— Start —

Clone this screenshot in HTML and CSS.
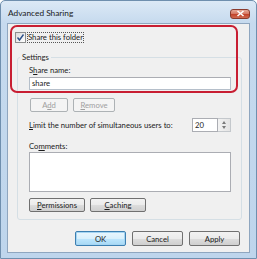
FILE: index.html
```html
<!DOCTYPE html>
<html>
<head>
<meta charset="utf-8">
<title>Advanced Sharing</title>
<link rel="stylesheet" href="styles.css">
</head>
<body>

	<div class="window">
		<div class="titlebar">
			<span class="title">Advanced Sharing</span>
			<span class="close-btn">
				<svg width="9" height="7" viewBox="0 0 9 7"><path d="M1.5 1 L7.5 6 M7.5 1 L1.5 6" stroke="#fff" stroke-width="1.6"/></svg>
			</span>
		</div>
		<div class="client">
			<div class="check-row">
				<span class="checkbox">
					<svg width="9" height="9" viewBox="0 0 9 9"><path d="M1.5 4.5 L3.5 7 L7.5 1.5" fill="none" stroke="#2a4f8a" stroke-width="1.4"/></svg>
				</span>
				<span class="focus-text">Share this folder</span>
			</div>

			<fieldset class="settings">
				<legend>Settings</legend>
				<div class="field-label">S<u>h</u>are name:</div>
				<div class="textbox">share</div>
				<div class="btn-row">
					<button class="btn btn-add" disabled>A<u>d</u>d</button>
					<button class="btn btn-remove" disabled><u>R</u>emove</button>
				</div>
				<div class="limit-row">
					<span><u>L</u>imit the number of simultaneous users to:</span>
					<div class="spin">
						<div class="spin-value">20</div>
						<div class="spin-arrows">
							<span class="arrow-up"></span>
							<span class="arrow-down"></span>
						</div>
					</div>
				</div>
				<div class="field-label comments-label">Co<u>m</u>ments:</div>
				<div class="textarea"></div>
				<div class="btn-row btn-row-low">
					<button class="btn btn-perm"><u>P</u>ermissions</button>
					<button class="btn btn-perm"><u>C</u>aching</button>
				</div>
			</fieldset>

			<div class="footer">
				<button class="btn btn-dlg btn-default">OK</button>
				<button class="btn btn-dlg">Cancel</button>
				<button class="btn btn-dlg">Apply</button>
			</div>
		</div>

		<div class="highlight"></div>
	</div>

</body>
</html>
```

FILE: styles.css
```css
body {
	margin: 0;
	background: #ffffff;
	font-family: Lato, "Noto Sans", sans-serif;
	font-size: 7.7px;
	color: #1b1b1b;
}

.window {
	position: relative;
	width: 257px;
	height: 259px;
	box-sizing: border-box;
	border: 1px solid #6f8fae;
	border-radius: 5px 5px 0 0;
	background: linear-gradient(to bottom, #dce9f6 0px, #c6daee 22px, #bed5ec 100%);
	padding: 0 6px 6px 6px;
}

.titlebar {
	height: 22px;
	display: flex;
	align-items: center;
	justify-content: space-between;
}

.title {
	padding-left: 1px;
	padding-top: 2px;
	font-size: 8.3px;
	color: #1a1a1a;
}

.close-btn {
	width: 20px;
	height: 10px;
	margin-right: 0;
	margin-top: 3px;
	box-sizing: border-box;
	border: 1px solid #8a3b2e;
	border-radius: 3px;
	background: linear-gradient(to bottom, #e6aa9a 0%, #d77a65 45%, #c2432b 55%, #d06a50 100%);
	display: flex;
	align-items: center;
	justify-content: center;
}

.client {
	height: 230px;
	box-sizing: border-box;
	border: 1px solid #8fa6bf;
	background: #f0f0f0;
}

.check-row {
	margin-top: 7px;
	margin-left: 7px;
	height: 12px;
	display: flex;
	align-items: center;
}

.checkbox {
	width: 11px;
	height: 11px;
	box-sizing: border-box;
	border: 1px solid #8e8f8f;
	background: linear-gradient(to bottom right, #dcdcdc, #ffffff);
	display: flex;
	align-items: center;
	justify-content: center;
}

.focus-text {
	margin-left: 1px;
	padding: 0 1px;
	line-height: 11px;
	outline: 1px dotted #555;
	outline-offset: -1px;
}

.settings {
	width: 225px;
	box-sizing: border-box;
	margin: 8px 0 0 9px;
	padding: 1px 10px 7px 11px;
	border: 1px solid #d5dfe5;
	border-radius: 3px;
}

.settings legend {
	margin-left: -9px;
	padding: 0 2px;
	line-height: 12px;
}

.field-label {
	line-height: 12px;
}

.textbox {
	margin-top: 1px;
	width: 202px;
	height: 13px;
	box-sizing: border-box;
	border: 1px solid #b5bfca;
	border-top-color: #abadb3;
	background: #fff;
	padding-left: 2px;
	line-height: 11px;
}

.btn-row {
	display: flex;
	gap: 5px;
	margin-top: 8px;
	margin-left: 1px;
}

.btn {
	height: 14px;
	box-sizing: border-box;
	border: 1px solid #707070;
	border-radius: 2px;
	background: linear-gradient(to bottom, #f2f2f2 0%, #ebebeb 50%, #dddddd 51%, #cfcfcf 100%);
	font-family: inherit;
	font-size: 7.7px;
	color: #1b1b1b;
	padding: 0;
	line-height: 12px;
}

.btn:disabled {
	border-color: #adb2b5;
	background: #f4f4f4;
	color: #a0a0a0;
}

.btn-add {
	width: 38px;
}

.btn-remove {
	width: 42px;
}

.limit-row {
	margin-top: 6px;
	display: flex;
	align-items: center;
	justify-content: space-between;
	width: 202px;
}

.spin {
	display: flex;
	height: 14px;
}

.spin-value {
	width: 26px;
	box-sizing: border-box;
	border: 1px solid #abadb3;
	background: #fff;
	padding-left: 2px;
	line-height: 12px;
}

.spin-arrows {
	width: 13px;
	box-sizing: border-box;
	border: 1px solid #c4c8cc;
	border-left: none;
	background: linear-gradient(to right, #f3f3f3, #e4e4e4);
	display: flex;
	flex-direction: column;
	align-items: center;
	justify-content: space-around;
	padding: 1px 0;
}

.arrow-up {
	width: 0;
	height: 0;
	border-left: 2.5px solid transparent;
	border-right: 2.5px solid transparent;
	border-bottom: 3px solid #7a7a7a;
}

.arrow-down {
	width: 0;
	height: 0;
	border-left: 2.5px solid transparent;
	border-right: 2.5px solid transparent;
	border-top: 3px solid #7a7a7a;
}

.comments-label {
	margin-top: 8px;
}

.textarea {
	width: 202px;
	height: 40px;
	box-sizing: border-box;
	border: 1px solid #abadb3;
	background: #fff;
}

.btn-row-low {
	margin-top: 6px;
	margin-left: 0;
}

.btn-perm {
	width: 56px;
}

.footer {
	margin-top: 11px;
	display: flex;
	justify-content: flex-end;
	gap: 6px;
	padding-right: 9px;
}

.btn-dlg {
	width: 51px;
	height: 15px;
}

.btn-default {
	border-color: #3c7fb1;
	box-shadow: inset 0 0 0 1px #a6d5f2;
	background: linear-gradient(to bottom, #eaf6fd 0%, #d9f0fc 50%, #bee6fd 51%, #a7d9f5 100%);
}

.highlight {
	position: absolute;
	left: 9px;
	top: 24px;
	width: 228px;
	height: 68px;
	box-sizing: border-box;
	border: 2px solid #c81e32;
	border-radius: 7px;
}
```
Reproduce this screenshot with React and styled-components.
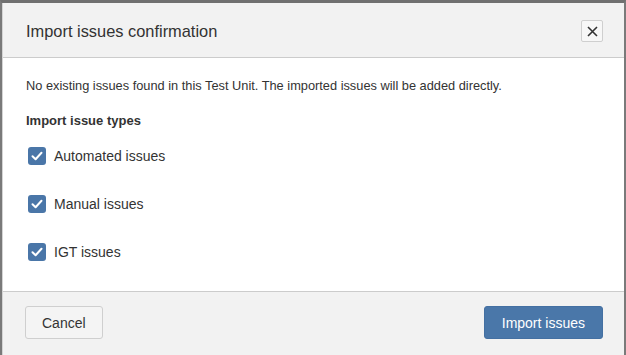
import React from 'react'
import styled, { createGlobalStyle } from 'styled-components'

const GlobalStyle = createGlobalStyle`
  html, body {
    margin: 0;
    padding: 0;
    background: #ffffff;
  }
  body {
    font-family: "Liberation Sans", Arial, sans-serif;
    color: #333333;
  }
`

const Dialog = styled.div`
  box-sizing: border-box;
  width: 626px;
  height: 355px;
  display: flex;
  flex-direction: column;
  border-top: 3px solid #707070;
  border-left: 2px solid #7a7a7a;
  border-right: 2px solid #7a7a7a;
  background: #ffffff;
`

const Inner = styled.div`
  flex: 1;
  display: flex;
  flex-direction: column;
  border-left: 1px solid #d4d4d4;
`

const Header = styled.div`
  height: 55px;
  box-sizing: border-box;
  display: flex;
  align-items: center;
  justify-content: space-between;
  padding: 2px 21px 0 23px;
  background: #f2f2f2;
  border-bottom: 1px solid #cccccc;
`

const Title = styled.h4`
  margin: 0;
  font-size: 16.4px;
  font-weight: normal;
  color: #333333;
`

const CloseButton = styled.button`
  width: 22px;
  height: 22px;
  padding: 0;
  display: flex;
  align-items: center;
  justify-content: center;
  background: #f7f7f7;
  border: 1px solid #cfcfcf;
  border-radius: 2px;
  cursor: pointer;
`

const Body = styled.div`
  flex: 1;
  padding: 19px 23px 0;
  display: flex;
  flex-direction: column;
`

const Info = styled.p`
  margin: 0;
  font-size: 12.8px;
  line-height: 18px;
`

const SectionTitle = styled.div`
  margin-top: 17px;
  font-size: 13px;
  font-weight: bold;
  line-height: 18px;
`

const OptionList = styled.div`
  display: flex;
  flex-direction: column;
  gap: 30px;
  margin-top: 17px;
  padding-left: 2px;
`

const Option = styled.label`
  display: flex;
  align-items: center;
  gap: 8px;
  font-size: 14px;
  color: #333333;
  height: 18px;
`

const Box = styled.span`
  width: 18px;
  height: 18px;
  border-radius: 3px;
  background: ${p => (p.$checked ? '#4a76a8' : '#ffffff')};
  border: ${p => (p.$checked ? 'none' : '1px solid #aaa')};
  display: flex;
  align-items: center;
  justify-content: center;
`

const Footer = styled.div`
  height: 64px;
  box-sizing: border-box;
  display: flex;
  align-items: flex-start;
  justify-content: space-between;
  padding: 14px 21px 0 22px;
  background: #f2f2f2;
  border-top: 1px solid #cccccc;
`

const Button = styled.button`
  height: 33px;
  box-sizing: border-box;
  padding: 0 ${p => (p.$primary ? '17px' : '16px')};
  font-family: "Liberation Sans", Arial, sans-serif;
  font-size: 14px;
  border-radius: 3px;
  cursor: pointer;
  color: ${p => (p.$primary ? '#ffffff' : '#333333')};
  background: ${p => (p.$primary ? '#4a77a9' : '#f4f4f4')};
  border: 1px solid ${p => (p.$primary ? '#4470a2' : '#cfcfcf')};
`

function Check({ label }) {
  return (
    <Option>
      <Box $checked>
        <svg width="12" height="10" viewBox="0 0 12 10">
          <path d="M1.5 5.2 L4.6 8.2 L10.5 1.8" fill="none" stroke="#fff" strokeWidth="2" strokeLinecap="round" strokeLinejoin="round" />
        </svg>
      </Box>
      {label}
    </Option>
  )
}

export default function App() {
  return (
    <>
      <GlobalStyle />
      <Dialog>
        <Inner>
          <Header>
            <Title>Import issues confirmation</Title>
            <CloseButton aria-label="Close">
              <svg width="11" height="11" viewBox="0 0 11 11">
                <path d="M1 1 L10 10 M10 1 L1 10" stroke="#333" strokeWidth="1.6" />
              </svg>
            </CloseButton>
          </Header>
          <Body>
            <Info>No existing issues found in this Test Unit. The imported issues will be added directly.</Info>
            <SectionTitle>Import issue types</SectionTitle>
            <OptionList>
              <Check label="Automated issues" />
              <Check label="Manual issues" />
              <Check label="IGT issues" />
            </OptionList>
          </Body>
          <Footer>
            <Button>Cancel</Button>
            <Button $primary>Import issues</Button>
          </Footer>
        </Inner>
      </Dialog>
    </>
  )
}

— End —

- [Given exercise]
Copy every line in the listing above where the string "this" turns up.

- [Right answer]
Clone this screenshot in HTML and CSS.
				<span class="focus-text">Share this folder</span>
Reproduce this screenshot with React and styled-components.
            <Info>No existing issues found in this Test Unit. The imported issues will be added directly.</Info>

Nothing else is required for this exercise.